The task => Copy out each line exactly; pictures stay out of the copy.

++++ Given data

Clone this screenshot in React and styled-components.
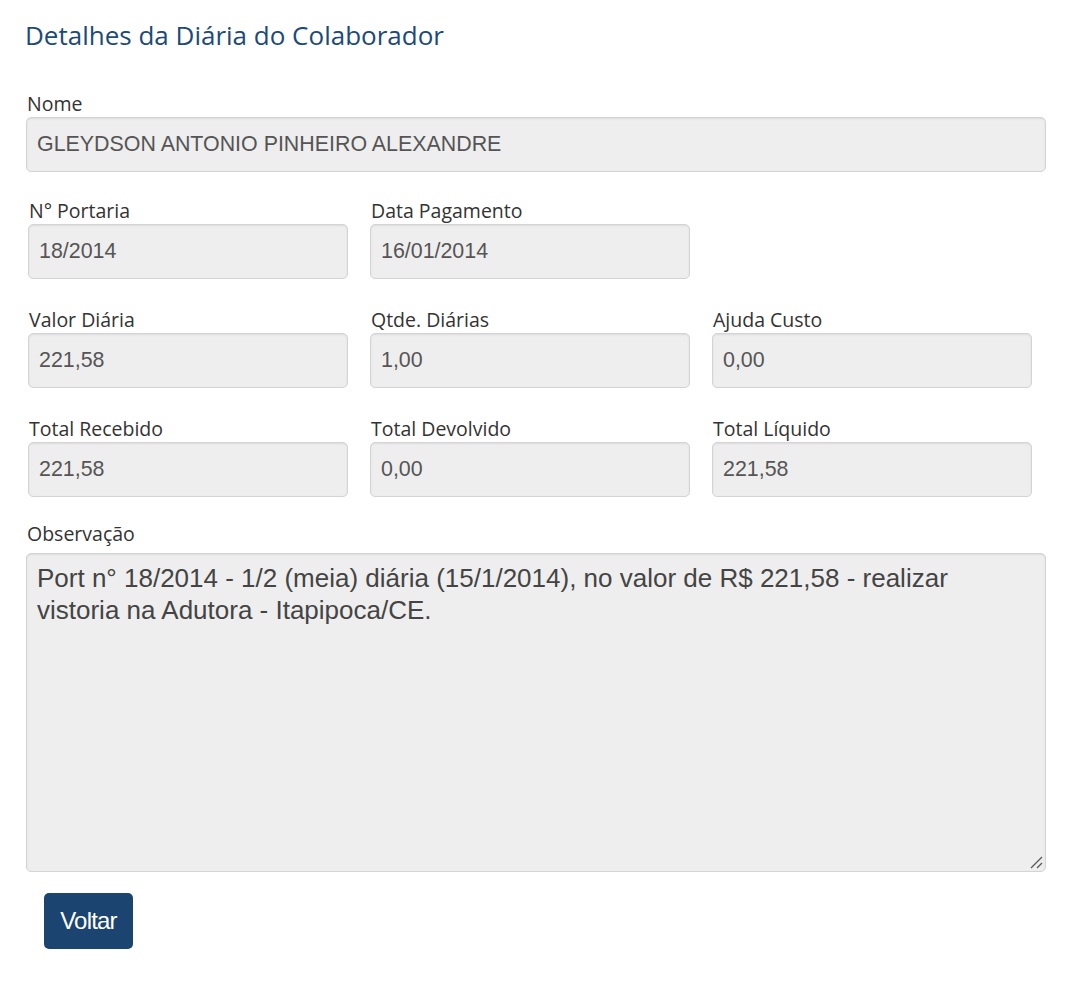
import React from "react";
import styled, { createGlobalStyle } from "styled-components";

const GlobalStyle = createGlobalStyle`
  body {
    margin: 0;
    background: #ffffff;
    font-family: "Open Sans", "Liberation Sans", sans-serif;
  }
`;

const Page = styled.div`
  width: 1080px;
  padding: 18px 0 40px 26px;
  box-sizing: border-box;
`;

const Title = styled.h1`
  margin: 0 0 42px -1px;
  font-family: "Open Sans", sans-serif;
  font-size: 26px;
  font-weight: 400;
  line-height: 34px;
  color: #1d4a78;
`;

const Field = styled.div`
  display: flex;
  flex-direction: column;
  width: ${(p) => (p.wide ? "1020px" : "320px")};
  margin-bottom: ${(p) => p.spacing ?? 29}px;
`;

const Label = styled.label`
  font-family: "Open Sans", sans-serif;
  font-size: 19.5px;
  line-height: 20px;
  color: #333333;
  padding-left: 1px;
  margin-bottom: ${(p) => p.gap ?? 3}px;
`;

const Input = styled.div`
  box-sizing: border-box;
  height: 55px;
  padding: 0 10px;
  display: flex;
  align-items: center;
  background: #eeeeee;
  border: 1px solid #d4d4d4;
  border-radius: 5px;
  box-shadow: inset 0 1px 2px rgba(0, 0, 0, 0.08);
  font-family: "Liberation Sans", Arial, sans-serif;
  font-size: 21.4px;
  color: #555555;
`;

const Row = styled.div`
  display: grid;
  grid-template-columns: repeat(3, 320px);
  column-gap: 22px;
  padding-left: 2px;
  margin-bottom: ${(p) => p.spacing ?? 31}px;

  & > ${Field} {
    margin-bottom: 0;
  }
`;

const TextArea = styled.div`
  position: relative;
  box-sizing: border-box;
  height: 319px;
  padding: 8px 10px;
  background: #eeeeee;
  border: 1px solid #d4d4d4;
  border-radius: 5px;
  box-shadow: inset 0 1px 2px rgba(0, 0, 0, 0.08);
  font-family: "Liberation Sans", Arial, sans-serif;
  font-size: 26px;
  line-height: 32px;
  color: #444444;
`;

const Grip = styled.svg`
  position: absolute;
  right: 2px;
  bottom: 2px;
`;

const Button = styled.button`
  margin-left: 18px;
  width: 89px;
  height: 56px;
  padding: 0;
  border: none;
  border-radius: 5px;
  background: #1b4470;
  color: #ffffff;
  font-family: "Liberation Sans", Arial, sans-serif;
  font-size: 24px;
  letter-spacing: -0.8px;
  cursor: pointer;
`;

const rows = [
  [
    { label: "N° Portaria", value: "18/2014" },
    { label: "Data Pagamento", value: "16/01/2014" },
  ],
  [
    { label: "Valor Diária", value: "221,58" },
    { label: "Qtde. Diárias", value: "1,00" },
    { label: "Ajuda Custo", value: "0,00" },
  ],
  [
    { label: "Total Recebido", value: "221,58" },
    { label: "Total Devolvido", value: "0,00" },
    { label: "Total Líquido", value: "221,58" },
  ],
];

const App = () => {
  return (
    <Page>
      <GlobalStyle />
      <Title>Detalhes da Diária do Colaborador</Title>
      <Field wide>
        <Label>Nome</Label>
        <Input>GLEYDSON ANTONIO PINHEIRO ALEXANDRE</Input>
      </Field>
      {rows.map((row, i) => (
        <Row key={i} spacing={i === rows.length - 1 ? 27 : 31}>
          {row.map((f) => (
            <Field key={f.label}>
              <Label>{f.label}</Label>
              <Input>{f.value}</Input>
            </Field>
          ))}
        </Row>
      ))}
      <Field wide spacing={21}>
        <Label gap={9}>Observação</Label>
        <TextArea>
          Port n° 18/2014 - 1/2 (meia) diária (15/1/2014), no valor de R$
          221,58 - realizar vistoria na Adutora - Itapipoca/CE.
          <Grip width="14" height="14" viewBox="0 0 14 14">
            <path d="M2 13 L13 2" stroke="#555" strokeWidth="1.2" />
            <path d="M8 13 L13 8" stroke="#555" strokeWidth="1.2" />
          </Grip>
        </TextArea>
      </Field>
      <Button>Voltar</Button>
    </Page>
  );
};

export default App;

++++++++

Reply to the task =>
Clone this screenshot in React and styled-components.
import React from "react";
import styled, { createGlobalStyle } from "styled-components";

const GlobalStyle = createGlobalStyle`
  body {
    margin: 0;
    background: #ffffff;
    font-family: "Open Sans", "Liberation Sans", sans-serif;
  }
`;

const Page = styled.div`
  width: 1080px;
  padding: 18px 0 40px 26px;
  box-sizing: border-box;
`;

const Title = styled.h1`
  margin: 0 0 42px -1px;
  font-family: "Open Sans", sans-serif;
  font-size: 26px;
  font-weight: 400;
  line-height: 34px;
  color: #1d4a78;
`;

const Field = styled.div`
  display: flex;
  flex-direction: column;
  width: ${(p) => (p.wide ? "1020px" : "320px")};
  margin-bottom: ${(p) => p.spacing ?? 29}px;
`;

const Label = styled.label`
  font-family: "Open Sans", sans-serif;
  font-size: 19.5px;
  line-height: 20px;
  color: #333333;
  padding-left: 1px;
  margin-bottom: ${(p) => p.gap ?? 3}px;
`;

const Input = styled.div`
  box-sizing: border-box;
  height: 55px;
  padding: 0 10px;
  display: flex;
  align-items: center;
  background: #eeeeee;
  border: 1px solid #d4d4d4;
  border-radius: 5px;
  box-shadow: inset 0 1px 2px rgba(0, 0, 0, 0.08);
  font-family: "Liberation Sans", Arial, sans-serif;
  font-size: 21.4px;
  color: #555555;
`;

const Row = styled.div`
  display: grid;
  grid-template-columns: repeat(3, 320px);
  column-gap: 22px;
  padding-left: 2px;
  margin-bottom: ${(p) => p.spacing ?? 31}px;

  & > ${Field} {
    margin-bottom: 0;
  }
`;

const TextArea = styled.div`
  position: relative;
  box-sizing: border-box;
  height: 319px;
  padding: 8px 10px;
  background: #eeeeee;
  border: 1px solid #d4d4d4;
  border-radius: 5px;
  box-shadow: inset 0 1px 2px rgba(0, 0, 0, 0.08);
  font-family: "Liberation Sans", Arial, sans-serif;
  font-size: 26px;
  line-height: 32px;
  color: #444444;
`;

const Grip = styled.svg`
  position: absolute;
  right: 2px;
  bottom: 2px;
`;

const Button = styled.button`
  margin-left: 18px;
  width: 89px;
  height: 56px;
  padding: 0;
  border: none;
  border-radius: 5px;
  background: #1b4470;
  color: #ffffff;
  font-family: "Liberation Sans", Arial, sans-serif;
  font-size: 24px;
  letter-spacing: -0.8px;
  cursor: pointer;
`;

const rows = [
  [
    { label: "N° Portaria", value: "18/2014" },
    { label: "Data Pagamento", value: "16/01/2014" },
  ],
  [
    { label: "Valor Diária", value: "221,58" },
    { label: "Qtde. Diárias", value: "1,00" },
    { label: "Ajuda Custo", value: "0,00" },
  ],
  [
    { label: "Total Recebido", value: "221,58" },
    { label: "Total Devolvido", value: "0,00" },
    { label: "Total Líquido", value: "221,58" },
  ],
];

const App = () => {
  return (
    <Page>
      <GlobalStyle />
      <Title>Detalhes da Diária do Colaborador</Title>
      <Field wide>
        <Label>Nome</Label>
        <Input>GLEYDSON ANTONIO PINHEIRO ALEXANDRE</Input>
      </Field>
      {rows.map((row, i) => (
        <Row key={i} spacing={i === rows.length - 1 ? 27 : 31}>
          {row.map((f) => (
            <Field key={f.label}>
              <Label>{f.label}</Label>
              <Input>{f.value}</Input>
            </Field>
          ))}
        </Row>
      ))}
      <Field wide spacing={21}>
        <Label gap={9}>Observação</Label>
        <TextArea>
          Port n° 18/2014 - 1/2 (meia) diária (15/1/2014), no valor de R$
          221,58 - realizar vistoria na Adutora - Itapipoca/CE.
          <Grip width="14" height="14" viewBox="0 0 14 14">
            <path d="M2 13 L13 2" stroke="#555" strokeWidth="1.2" />
            <path d="M8 13 L13 8" stroke="#555" strokeWidth="1.2" />
          </Grip>
        </TextArea>
      </Field>
      <Button>Voltar</Button>
    </Page>
  );
};

export default App;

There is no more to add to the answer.